----- RECORDED DATA
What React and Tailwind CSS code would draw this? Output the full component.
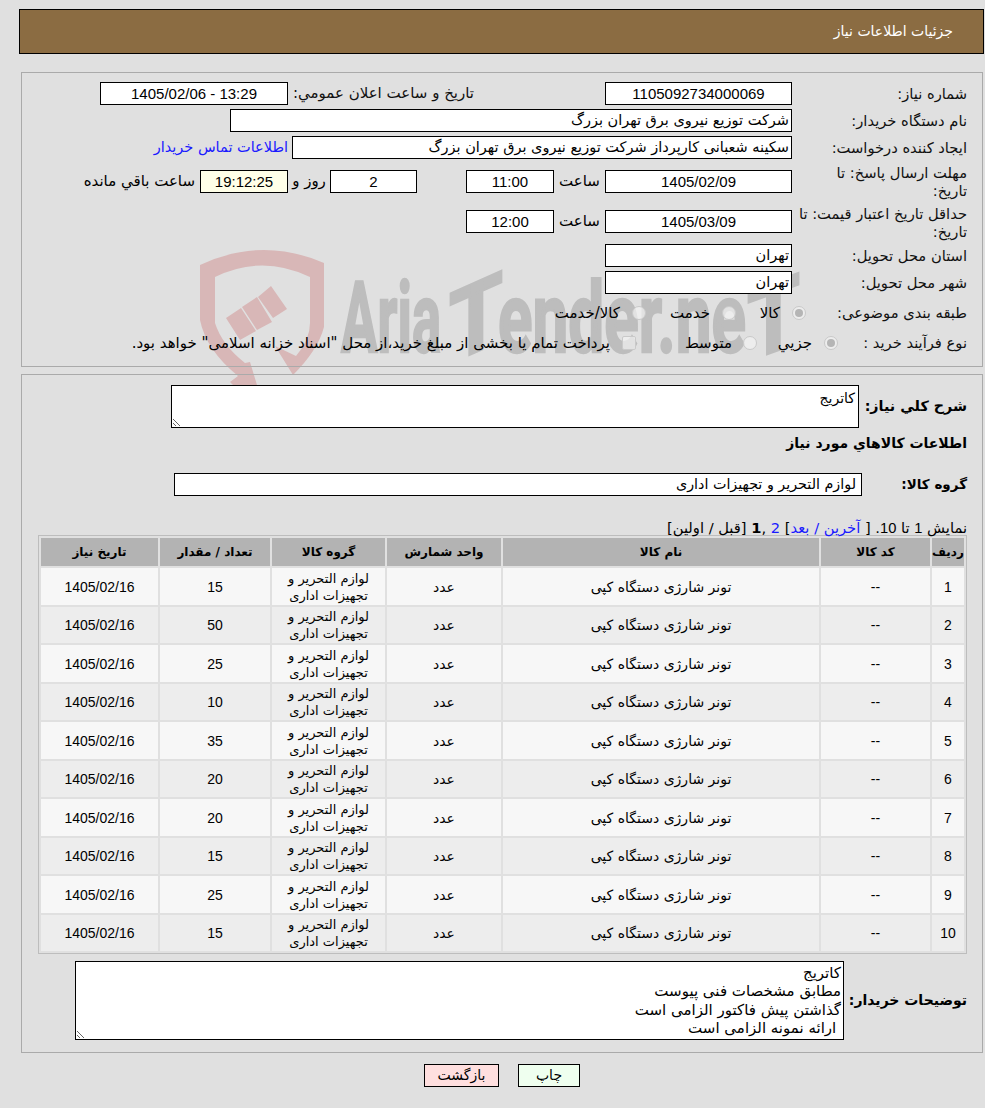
const ar = "[font-family:'DejaVu_Sans',sans-serif]";
const lat = "[font-family:'Liberation_Sans','DejaVu_Sans',sans-serif]";

function Box({ w, children, center, bg = "bg-white", size = "text-[14.5px]" }) {
  return (
    <div className={`${w} h-[23px] shrink-0 border border-black ${bg} flex items-center px-[2px] leading-none whitespace-nowrap text-black ${center ? "justify-center text-[15px] " + lat : ar + " " + size}`}>
      {children}
    </div>
  );
}

function Label({ children, w = "w-[170px]", extra = "" }) {
  return <div className={`${w} shrink-0 ${ar} text-[14.7px] leading-[18px] text-[#111] ${extra}`}>{children}</div>;
}

function Radio({ checked, square }) {
  return (
    <span className={`w-[14px] h-[14px] shrink-0 border border-[#c9c9c9] bg-[#f2f2f2]/70 flex items-center justify-center ${square ? "rounded-[2px]" : "rounded-full"}`}>
      {checked && <span className="w-[8px] h-[8px] rounded-full bg-[#b5b5b5]" />}
    </span>
  );
}

function Watermark() {
  const t = { direction: "ltr", fontFamily: "Roboto, sans-serif", fontWeight: 700, fontSize: 98, fill: "#bdbdbd", stroke: "#bdbdbd", strokeWidth: 2.5, lengthAdjust: "spacingAndGlyphs", y: 352 };
  return (
    <svg className="absolute left-0 top-0 w-[985px] h-[400px] [direction:ltr]" viewBox="0 0 985 400" fill="none">
      <path
        fill="#d8b7b7"
        d="M200 265 Q262 236 324 263 L324 327 Q318 350 293 375 L275 346 L296 356 Q310 340 310 323 L310 277 Q262 254 215 277 L215 323 Q222 345 245 363 L250 362 L257 385 L233 385 L230 382 L238 376 Q206 350 200 320 Z"
      />
      <path fill="#d8b7b7" d="M226 318 L241 308 L256 331 L240 340 Z M242 307 L257 297 L272 322 L257 330 Z M258 297 L271 286 L287 309 L273 318 Z" />
      <text {...t} x="341" textLength="100">Aria</text>
      <text {...t} x="449" textLength="54" transform="translate(476 352) skewY(-24) translate(-476 -352)">T</text>
      <text {...t} x="498" textLength="248">ender.ne</text>
      <text {...t} x="747" textLength="53" transform="translate(773 352) skewY(-20) translate(-773 -352)">T</text>
    </svg>
  );
}

const rows = [15, 50, 25, 10, 35, 20, 20, 15, 25, 15];

function Th({ children, w, size = "text-[12px]" }) {
  return <th className={`${w} h-[28px] bg-[#b3b3b3] ${ar} ${size} font-bold text-black text-center p-0 whitespace-nowrap`}>{children}</th>;
}

export default function App() {
  return (
    <div dir="rtl" className="relative w-[985px] h-[1108px] bg-[#e0e0e0] overflow-hidden pt-[9px]">
      <Watermark />
      <div className={`relative mr-[1px] w-[965px] h-[45px] bg-[#8b6c42] border border-black flex items-center pr-[30px] text-white text-[14px] ${ar}`}>
        جزئیات اطلاعات نیاز
      </div>

      {/* first panel */}
      <div className="relative mt-[18px] mr-[2px] w-[962px] h-[295px] border border-[#aaaaaa] pr-[15px] pt-[9px]">
        <div className="flex items-center h-[23px]">
          <Label>شماره نیاز:</Label>
          <div className="w-[5px] shrink-0" />
          <Box w="w-[187px]" center>1105092734000069</Box>
          <div className="w-[131px] shrink-0" />
          <div className={`w-[181px] shrink-0 ${ar} text-[15px] text-[#111] whitespace-nowrap`}>تاریخ و ساعت اعلان عمومي:</div>
          <div className="w-[5px] shrink-0" />
          <Box w="w-[188px]" center><span dir="ltr">1405/02/06 - 13:29</span></Box>
        </div>
        <div className="flex items-center h-[23px] mt-[4px]">
          <Label>نام دستگاه خریدار:</Label>
          <div className="w-[5px] shrink-0" />
          <Box w="w-[562px]">شرکت توزیع نیروی برق تهران بزرگ</Box>
        </div>
        <div className="flex items-center h-[23px] mt-[4px]">
          <Label>ایجاد کننده درخواست:</Label>
          <div className="w-[5px] shrink-0" />
          <Box w="w-[500px]">سکینه شعبانی کارپرداز شرکت توزیع نیروی برق تهران بزرگ</Box>
          <a className={`mr-[4px] ${ar} text-[14.5px] text-[#1a1aff] whitespace-nowrap`}>اطلاعات تماس خریدار</a>
        </div>
        <div className="flex items-start h-[36px] mt-[11px]">
          <Label extra="-mt-[6px]">مهلت ارسال پاسخ: تا<br />تاریخ:</Label>
          <div className="w-[5px] shrink-0" />
          <Box w="w-[187px]" center>1405/02/09</Box>
          <div className={`w-[51px] h-[23px] shrink-0 flex items-center justify-center ${ar} text-[15px]`}>ساعت</div>
          <Box w="w-[88px]" center>11:00</Box>
          <div className="w-[49px] shrink-0" />
          <Box w="w-[87px]" center>2</Box>
          <div className={`w-[42px] h-[23px] shrink-0 flex items-center justify-center ${ar} text-[15px]`}>روز و</div>
          <Box w="w-[88px]" center bg="bg-[#ffffe8]">19:12:25</Box>
          <div className={`h-[23px] mr-[5px] flex items-center whitespace-nowrap ${ar} text-[15px]`}>ساعت باقي مانده</div>
        </div>
        <div className="flex items-start h-[36px] mt-[4px]">
          <Label extra="-mt-[5px]">حداقل تاریخ اعتبار قیمت: تا<br />تاریخ:</Label>
          <div className="w-[5px] shrink-0" />
          <Box w="w-[187px]" center>1405/03/09</Box>
          <div className={`w-[51px] h-[23px] shrink-0 flex items-center justify-center ${ar} text-[15px]`}>ساعت</div>
          <Box w="w-[88px]" center>12:00</Box>
        </div>
        <div className="flex items-center h-[23px] mt-[-2px]">
          <Label>استان محل تحویل:</Label>
          <div className="w-[5px] shrink-0" />
          <Box w="w-[187px]">تهران</Box>
        </div>
        <div className="flex items-center h-[23px] mt-[4px]">
          <Label>شهر محل تحویل:</Label>
          <div className="w-[5px] shrink-0" />
          <Box w="w-[187px]">تهران</Box>
        </div>
        <div className="flex items-center h-[20px] mt-[9px]">
          <Label w="w-[161px]">طبقه بندی موضوعی:</Label>
          <div className={`w-[70px] shrink-0 flex items-center gap-[12px] ${ar} text-[15px]`}><Radio checked /><span>کالا</span></div>
          <div className={`w-[90px] shrink-0 flex items-center gap-[12px] ${ar} text-[15px]`}><Radio /><span>خدمت</span></div>
          <div className={`shrink-0 flex items-center gap-[12px] ${ar} text-[15px]`}><Radio /><span>کالا/خدمت</span></div>
        </div>
        <div className="flex items-center h-[20px] mt-[10px]">
          <Label w="w-[129px]">نوع فرآیند خرید :</Label>
          <div className={`w-[81px] shrink-0 flex items-center gap-[12px] ${ar} text-[15px]`}><Radio checked /><span>جزيي</span></div>
          <div className={`w-[121px] shrink-0 flex items-center gap-[11px] ${ar} text-[15px]`}><Radio /><span>متوسط</span></div>
          <div className={`shrink-0 flex items-center gap-[12px] whitespace-nowrap ${ar} text-[15px]`}><Radio square /><span>پرداخت تمام یا بخشی از مبلغ خرید،از محل "اسناد خزانه اسلامی" خواهد بود.</span></div>
        </div>
      </div>

      {/* second panel */}
      <div className="relative mt-[7px] mr-[2px] w-[962px] h-[679px] border border-[#aaaaaa] pr-[15px]">
        <div className="flex items-center mt-[10px]">
          <div className={`w-[108px] shrink-0 ${ar} font-bold text-[14.3px]`}>شرح کلي نیاز:</div>
          <textarea readOnly defaultValue="کاتریج" dir="rtl" className={`w-[688px] h-[43px] shrink-0 bg-white border border-black px-[3px] pt-[2px] overflow-hidden ${ar} text-[14px] text-black outline-none`} />
        </div>
        <div className={`mt-[6px] h-[18px] leading-[18px] ${ar} font-bold text-[14px]`}>اطلاعات کالاهاي مورد نیاز</div>
        <div className="flex items-center mt-[21px] h-[23px]">
          <div className={`w-[105px] shrink-0 ${ar} font-bold text-[13.5px]`}>گروه کالا:</div>
          <Box w="w-[688px]" size="text-[14.3px]"><span className="mr-[3px]">لوازم التحریر و تجهیزات اداری</span></Box>
        </div>
        <div className={`mt-[22px] h-[19px] leading-[19px] whitespace-nowrap ${ar} text-[14.7px] text-black`}>
          نمایش <span className={lat}>1</span> تا <span className={lat}>10</span>. [ <a className="text-[#1a1aff]">آخرین / بعد</a>] <a className="text-[#1a1aff]">2</a> ,<b>1</b> [قبل / اولین]
        </div>
        <table className="table-fixed mt-[-2px] w-[928px] border border-[#bdbdbd] border-separate border-spacing-[2px] bg-[#e0e0e0]">
          <thead>
            <tr>
              <Th w="w-[32px]">ردیف</Th>
              <Th w="w-[109px]">کد کالا</Th>
              <Th w="w-[316px]">نام کالا</Th>
              <Th w="w-[114px]">واحد شمارش</Th>
              <Th w="w-[113px]">گروه کالا</Th>
              <Th w="w-[110px]">تعداد / مقدار</Th>
              <Th w="w-[117px]">تاریخ نیاز</Th>
            </tr>
          </thead>
          <tbody>
            {rows.map((q, i) => (
              <tr key={i} className={`h-[36.5px] text-black text-center ${i % 2 ? "bg-[#ededed]" : "bg-[#f7f7f7]"}`}>
                <td className={`p-0 pt-[2px] ${lat} text-[14px]`}>{i + 1}</td>
                <td className={`p-0 pt-[2px] ${lat} text-[14px]`}>--</td>
                <td className={`p-0 pt-[2px] ${ar} text-[14px]`}>تونر شارژی دستگاه کپی</td>
                <td className={`p-0 pt-[2px] ${ar} text-[14px]`}>عدد</td>
                <td className={`p-0 pt-[1px] ${ar} text-[13px] leading-[17px]`}>لوازم التحریر و<br />تجهیزات اداری</td>
                <td className={`p-0 pt-[2px] ${lat} text-[14px]`}>{q}</td>
                <td className={`p-0 pt-[2px] ${lat} text-[14px]`}>1405/02/16</td>
              </tr>
            ))}
          </tbody>
        </table>
        <div className="flex items-center mt-[7px]">
          <div className={`w-[123px] shrink-0 whitespace-nowrap ${ar} font-bold text-[14px]`}>توضیحات خریدار:</div>
          <textarea
            readOnly
            dir="rtl"
            defaultValue={"کاتریج\nمطابق مشخصات فنی پیوست\nگذاشتن پیش فاکتور الزامی است\n ارائه نمونه الزامی است"}
            className={`w-[769px] h-[79px] shrink-0 bg-white border border-black px-[2px] pt-[2px] overflow-hidden leading-[18.3px] ${ar} text-[15px] text-black outline-none`}
          />
        </div>
      </div>

      <div className="relative flex justify-center gap-[19px] mt-[11px] pl-[19px]">
        <button className={`w-[62px] h-[23px] bg-[#efffef] border border-black ${ar} text-[14px] text-black`}>چاپ</button>
        <button className={`w-[75px] h-[23px] bg-[#ffdfdf] border border-black ${ar} text-[14px] text-black`}>بازگشت</button>
      </div>
    </div>
  );
}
----------
TASK BRIEF:
From the listing above, collect every line that mentions the word "full".

ANSWER:
What React and Tailwind CSS code would draw this? Output the full component.
    <span className={`w-[14px] h-[14px] shrink-0 border border-[#c9c9c9] bg-[#f2f2f2]/70 flex items-center justify-center ${square ? "rounded-[2px]" : "rounded-full"}`}>
      {checked && <span className="w-[8px] h-[8px] rounded-full bg-[#b5b5b5]" />}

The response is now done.